You may ask, why can't we cut out all or at least several puzzle pieces at a time? We can. But, depending on how many puzzle pieces you have, it may become complicated. In my case (in my real pages, not this cat example), the complicating factor was that the images in each layer were quite a bit bigger than their designated puzzle piece. Typically each of my puzzle pieces focused on only 1-2 details in an image. That caused the rest of the image to extend way beyond the boundary of the puzzle piece. In such case, if you make too many layers visible at the same time, they'll overlap and intrude into each others' territory, making it impossible to cut them out all at the same time. But in principle you can cut out several pieces with only one puzzle drawing.

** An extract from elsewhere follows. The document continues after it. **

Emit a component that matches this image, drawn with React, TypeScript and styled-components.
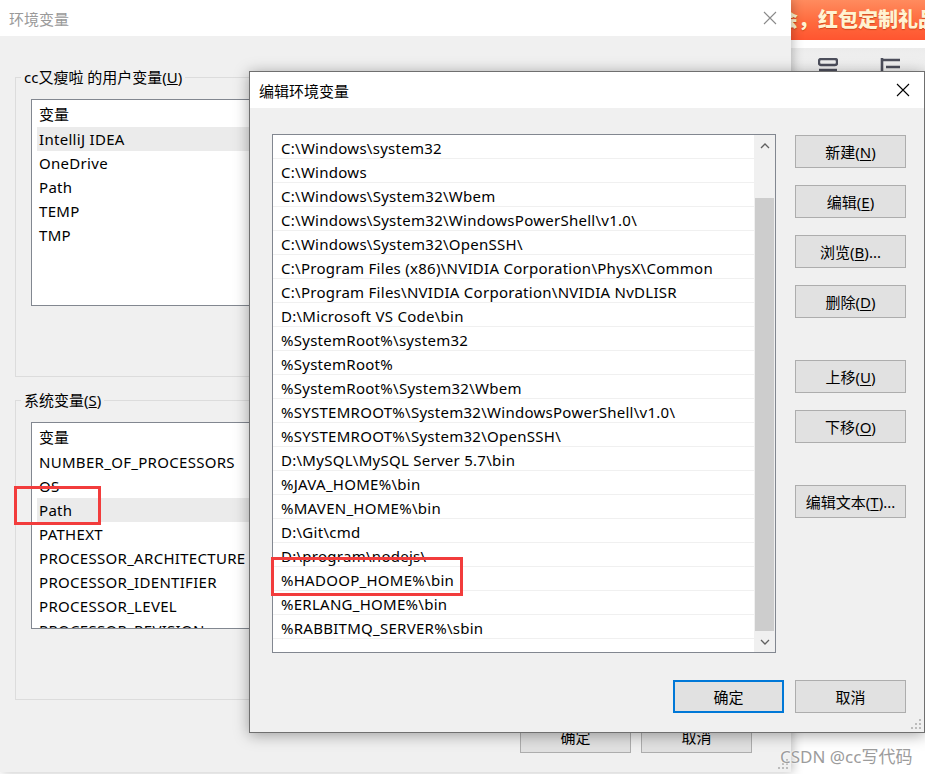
import React from 'react';
import styled, { createGlobalStyle } from 'styled-components';

const GlobalStyle = createGlobalStyle`
  html, body {
    margin: 0;
    padding: 0;
  }
  body {
    background: #ffffff;
    font-family: "Noto Sans", "Noto Sans CJK SC", sans-serif;
    font-size: 15px;
    color: #000;
  }
`;

const userVars = ['IntelliJ IDEA', 'OneDrive', 'Path', 'TEMP', 'TMP'];
const systemVars = [
  'NUMBER_OF_PROCESSORS',
  'OS',
  'Path',
  'PATHEXT',
  'PROCESSOR_ARCHITECTURE',
  'PROCESSOR_IDENTIFIER',
  'PROCESSOR_LEVEL',
  'PROCESSOR_REVISION',
];

const paths = [
  'C:\\Windows\\system32',
  'C:\\Windows',
  'C:\\Windows\\System32\\Wbem',
  'C:\\Windows\\System32\\WindowsPowerShell\\v1.0\\',
  'C:\\Windows\\System32\\OpenSSH\\',
  'C:\\Program Files (x86)\\NVIDIA Corporation\\PhysX\\Common',
  'C:\\Program Files\\NVIDIA Corporation\\NVIDIA NvDLISR',
  'D:\\Microsoft VS Code\\bin',
  '%SystemRoot%\\system32',
  '%SystemRoot%',
  '%SystemRoot%\\System32\\Wbem',
  '%SYSTEMROOT%\\System32\\WindowsPowerShell\\v1.0\\',
  '%SYSTEMROOT%\\System32\\OpenSSH\\',
  'D:\\MySQL\\MySQL Server 5.7\\bin',
  '%JAVA_HOME%\\bin',
  '%MAVEN_HOME%\\bin',
  'D:\\Git\\cmd',
  'D:\\program\\nodejs\\',
  '%HADOOP_HOME%\\bin',
  '%ERLANG_HOME%\\bin',
  '%RABBITMQ_SERVER%\\sbin',
  '',
];

const CloseIcon: React.FC<{ color: string }> = ({ color }) => (
  <svg width="14" height="14" viewBox="0 0 14 14">
    <path d="M1 1 L13 13 M13 1 L1 13" stroke={color} strokeWidth="1.1" fill="none" />
  </svg>
);

const Chevron: React.FC<{ down?: boolean }> = ({ down }) => (
  <svg width="10" height="6" viewBox="0 0 10 6">
    <path
      d={down ? 'M1 1 L5 5 L9 1' : 'M1 5 L5 1 L9 5'}
      stroke="#606060"
      strokeWidth="1.3"
      fill="none"
    />
  </svg>
);

const GripIcon = () => (
  <svg width="10" height="10" viewBox="0 0 10 10">
    {[
      [8, 0],
      [8, 4],
      [4, 4],
      [8, 8],
      [4, 8],
      [0, 8],
    ].map(([x, y]) => (
      <rect key={`${x}-${y}`} x={x} y={y} width="2" height="2" fill="#bcbcbc" />
    ))}
  </svg>
);

const Btn: React.FC<{ label: string; hotkey?: string; tail?: string; primary?: boolean; top?: number }> = ({
  label,
  hotkey,
  tail,
  primary,
  top,
}) => (
  <Button $primary={primary} $top={top}>
    {label}
    {hotkey && (
      <>
        (<u>{hotkey}</u>)
      </>
    )}
    {tail}
  </Button>
);

const VarList: React.FC<{ items: string[]; selected: number }> = ({ items, selected }) => (
  <ListBox>
    <ListHeader>变量</ListHeader>
    {items.map((name, i) => (
      <VarRow key={name + i} $selected={i === selected}>
        {name}
      </VarRow>
    ))}
  </ListBox>
);

const App: React.FC = () => {
  return (
    <>
      <GlobalStyle />
      <Page>
        <WebPage>
          <Banner>会，红包定制礼品</Banner>
          <Toolbar>
            <svg width="20" height="16" viewBox="0 0 20 16">
              <rect x="1" y="1" width="18" height="6" rx="2" fill="none" stroke="#4d4f5c" strokeWidth="2.4" />
              <path d="M1 12 H19" stroke="#4d4f5c" strokeWidth="2.4" />
            </svg>
            <svg width="22" height="16" viewBox="0 0 22 16">
              <path d="M2 0 V16 M2 2 H20 M6 9 H20" stroke="#4d4f5c" strokeWidth="2.6" fill="none" />
            </svg>
          </Toolbar>
        </WebPage>

        <BgWindow>
          <TitleBar>
            <TitleText $dim>环境变量</TitleText>
            <CloseBox>
              <CloseIcon color="#8a8a8a" />
            </CloseBox>
          </TitleBar>
          <BgBody>
            <Group>
              <Legend>
                cc又瘦啦 的用户变量(<u>U</u>)
              </Legend>
              <VarList items={userVars} selected={0} />
            </Group>
            <Group $gap={23}>
              <Legend>
                系统变量(<u>S</u>)
              </Legend>
              <VarList items={systemVars} selected={2} />
            </Group>
            <BgFooter>
              <Btn label="确定" />
              <Btn label="取消" />
            </BgFooter>
          </BgBody>
          <Grip>
            <GripIcon />
          </Grip>
        </BgWindow>

        <Dialog>
          <TitleBar>
            <TitleText>编辑环境变量</TitleText>
            <CloseBox>
              <CloseIcon color="#000" />
            </CloseBox>
          </TitleBar>
          <DialogBody>
            <Main>
              <PathList>
                <PathRows>
                  {paths.map((p, i) => (
                    <PathRow key={i}>{p}</PathRow>
                  ))}
                </PathRows>
                <ScrollBar>
                  <ScrollArrow>
                    <Chevron />
                  </ScrollArrow>
                  <ScrollTrack />
                  <ScrollThumb />
                  <ScrollArrow>
                    <Chevron down />
                  </ScrollArrow>
                </ScrollBar>
              </PathList>
              <ButtonColumn>
                <Btn label="新建" hotkey="N" top={1} />
                <Btn label="编辑" hotkey="E" top={17} />
                <Btn label="浏览" hotkey="B" tail="..." top={17} />
                <Btn label="删除" hotkey="D" top={17} />
                <Btn label="上移" hotkey="U" top={42} />
                <Btn label="下移" hotkey="O" top={17} />
                <Btn label="编辑文本" hotkey="T" tail="..." top={42} />
              </ButtonColumn>
            </Main>
            <Footer>
              <Btn label="确定" primary />
              <Btn label="取消" />
            </Footer>
          </DialogBody>
          <Grip>
            <GripIcon />
          </Grip>
        </Dialog>

        <Mark $x={14} $y={486} $w={87} $h={39} />
        <Mark $x={271} $y={557} $w={192} $h={39} />
        <Watermark>CSDN @cc写代码</Watermark>
      </Page>
    </>
  );
};

export default App;

const Page = styled.div`
  position: relative;
  width: 925px;
  height: 774px;
  overflow: hidden;
  background: #ffffff;
`;

const WebPage = styled.div`
  display: flex;
  flex-direction: column;
`;

const Banner = styled.div`
  height: 40px;
  padding-left: 778px;
  background: linear-gradient(180deg, #ff8b5e 0%, #ff6a3d 55%, #ff5530 100%);
  color: #fff3d2;
  font-family: "Noto Sans CJK SC", sans-serif;
  font-weight: 900;
  font-size: 20px;
  line-height: 38px;
  white-space: nowrap;
  text-shadow: 0 1px 1px rgba(160, 40, 0, 0.5);
`;

const Toolbar = styled.div`
  height: 34px;
  margin-top: 8px;
  display: flex;
  align-items: flex-start;
  gap: 42px;
  padding: 10px 0 0 818px;
  box-sizing: border-box;
  background: linear-gradient(180deg, #ececec 0%, #f6f6f6 100%);
`;

const BgWindow = styled.div`
  position: absolute;
  left: 0;
  top: 0;
  width: 791px;
  height: 772px;
  background: #f0f0f0;
  box-shadow: 2px 0 10px rgba(0, 0, 0, 0.25);
  display: flex;
  flex-direction: column;
`;

const TitleBar = styled.div`
  height: 36px;
  flex: none;
  background: #ffffff;
  display: flex;
  align-items: center;
  justify-content: space-between;
`;

const TitleText = styled.span<{ $dim?: boolean }>`
  padding-left: 9px;
  color: ${p => (p.$dim ? '#9a9a9a' : '#000')};
  font-size: 15px;
`;

const CloseBox = styled.div`
  width: 42px;
  height: 36px;
  display: flex;
  align-items: center;
  justify-content: center;
`;

const BgBody = styled.div`
  flex: 1;
  padding: 0 15px;
  display: flex;
  flex-direction: column;
`;

const Group = styled.div<{ $gap?: number }>`
  margin-top: ${p => p.$gap ?? 41}px;
  height: 300px;
  box-sizing: border-box;
  border: 1px solid #dcdcdc;
  display: flex;
  flex-direction: column;
`;

const Legend = styled.div`
  align-self: flex-start;
  margin: -11px 0 0 5px;
  padding: 0 3px;
  height: 20px;
  line-height: 20px;
  background: #f0f0f0;
  white-space: nowrap;
`;

const ListBox = styled.div`
  margin: 12px 15px 0 15px;
  height: 207px;
  box-sizing: border-box;
  border: 1px solid #828790;
  background: #ffffff;
  overflow: hidden;
`;

const ListHeader = styled.div`
  height: 27px;
  line-height: 28px;
  padding-left: 7px;
`;

const VarRow = styled.div<{ $selected?: boolean }>`
  height: 24px;
  line-height: 24px;
  margin-left: 5px;
  padding-left: 2px;
  letter-spacing: 0.3px;
  white-space: nowrap;
  background: ${p => (p.$selected ? '#ebebeb' : 'transparent')};
`;

const BgFooter = styled.div`
  margin-top: 20px;
  padding-right: 24px;
  display: flex;
  justify-content: flex-end;
  gap: 10px;
`;

const Button = styled.div<{ $primary?: boolean; $top?: number }>`
  width: 111px;
  height: 33px;
  flex: none;
  box-sizing: border-box;
  margin-top: ${p => p.$top ?? 0}px;
  border: ${p => (p.$primary ? '2px solid #0078d7' : '1px solid #adadad')};
  background: #e1e1e1;
  display: flex;
  align-items: center;
  justify-content: center;
  white-space: nowrap;
  font-size: 15px;
  u {
    text-underline-offset: 2px;
  }
`;

const Grip = styled.div`
  position: absolute;
  right: 3px;
  bottom: 3px;
  line-height: 0;
`;

const Dialog = styled.div`
  position: absolute;
  left: 249px;
  top: 71px;
  width: 676px;
  height: 662px;
  box-sizing: border-box;
  border: 1px solid #6f6f6f;
  background: #f0f0f0;
  box-shadow: 0 2px 14px rgba(0, 0, 0, 0.35);
  display: flex;
  flex-direction: column;
`;

const DialogBody = styled.div`
  flex: 1;
  padding: 26px 18px 0 22px;
  display: flex;
  flex-direction: column;
`;

const Main = styled.div`
  display: flex;
  gap: 19px;
`;

const PathList = styled.div`
  width: 504px;
  height: 519px;
  box-sizing: border-box;
  border: 1px solid #828790;
  background: #ffffff;
  display: flex;
`;

const PathRows = styled.div`
  flex: 1;
  overflow: hidden;
`;

const PathRow = styled.div`
  height: 24px;
  box-sizing: border-box;
  border-bottom: 1px solid #f0f0f0;
  padding: 2px 0 0 8px;
  line-height: 23px;
  letter-spacing: 0.27px;
  white-space: nowrap;
`;

const ScrollBar = styled.div`
  width: 21px;
  background: #f0f0f0;
  display: flex;
  flex-direction: column;
`;

const ScrollArrow = styled.div`
  height: 21px;
  display: flex;
  align-items: center;
  justify-content: center;
`;

const ScrollTrack = styled.div`
  height: 42px;
`;

const ScrollThumb = styled.div`
  height: 433px;
  margin: 0 1px;
  background: #cdcdcd;
`;

const ButtonColumn = styled.div`
  display: flex;
  flex-direction: column;
`;

const Footer = styled.div`
  margin-top: 27px;
  display: flex;
  justify-content: flex-end;
  gap: 11px;
`;

const Mark = styled.div<{ $x: number; $y: number; $w: number; $h: number }>`
  position: absolute;
  left: ${p => p.$x}px;
  top: ${p => p.$y}px;
  width: ${p => p.$w}px;
  height: ${p => p.$h}px;
  box-sizing: border-box;
  border: 3px solid #f23c3c;
`;

const Watermark = styled.div`
  position: absolute;
  left: 780px;
  top: 743px;
  font-size: 17px;
  color: #9c9c9c;
  white-space: nowrap;
  text-shadow: 0 0 2px #fff, 0 0 2px #fff;
`;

For that, you have to determine which layers are feasible to cut out in one drawing, i.e. which ones don't intrude upon each other. In this example, such layers are ImgY and ImgZ. White ImgZ (the bottom cat) overlaps a small part of ImgY (the leftmost cat), the part it overlaps is not inside ImgY's puzzle. On the other hand, ImgY overlaps a significant part of ImgX, so I can't cut out ImgX and ImgY together.
If I wanted to cut out ImgY and ImgZ together, I would make ImgX invisible, leaving only ImgY, ImgZ and White layers visible, and then merge these 3 layers. Then I would draw a beveled puzzle on the merged layer, as in Fig. 26
Figure 26. After all three ImgY, ImgZ and White layers
were merged, a beveled puzzle was drawn over both ImgY and ImgZ,
enabling them both to be cut out with just one puzzle drawing
Figure 27. These two separate images is what you get
after cutting out ImgY and ImgZ from the example above.
For the sake of completeness I should mention (although you can easily figure it out for yourself) that sometimes you can minimize the overlap by changing the stacking order of layers. You can change their stacking order (i.e. lower or raise certain layers, therby making them overlap fewer or more layers), by clicking the "down arrow" or "up arrow" buttons in the bottom toolbar of Layers, Channels and Paths menu.
Creating text. The text that appears when you move the mouse over a puzzle piece is a .gif image too. To create it, put the focus on the window of the B2 GIF you've just created, and create a new image. In the New Image dialog box the Width and Height should be the same as those of the B2 image, and "Fill Type" should be set to "Transparent". Click "OK". Right-click in the resulting image and select Filters->Render->Dynamic Text. The GDynText dialog box that you'll see is pretty intuitive. Type your text, in several lines if you want, and assign font, its size, alignment, etc. Be warned, though, that some fonts, when you click "OK" or "Apply", will complain that there is no such font. It's my impression that ALL but the simplest fonts do that. I don't know if it's because I neglected to install the rest of the fonts. If I ever get to trying to download and install more fonts, I'll post an update. For now, I found myself limited to only the simplest fonts, alas.
After you clicked "OK", the text you typed became its own layer, enabling you to move it around in the image.
Saving. This is a good place to save this little image, and I recommend saving it as GIMP XCF format, since it will preserve the text in its own layer. Useful if you decide to edit or move it later. If you save it in any other format, the text layer will merge with the background and become uneditable.
If you decide to change the text or put the line breaks in other places, or something, bring up the GDynText dialog box again. (If Dynamic text was the last operation you did, use Re-show last by hitting Shift+Alt+F.) The dialog box will contain the previously typed text.
After you are satisfied with the text, save it as a GIF. [How to save a file as GIF.]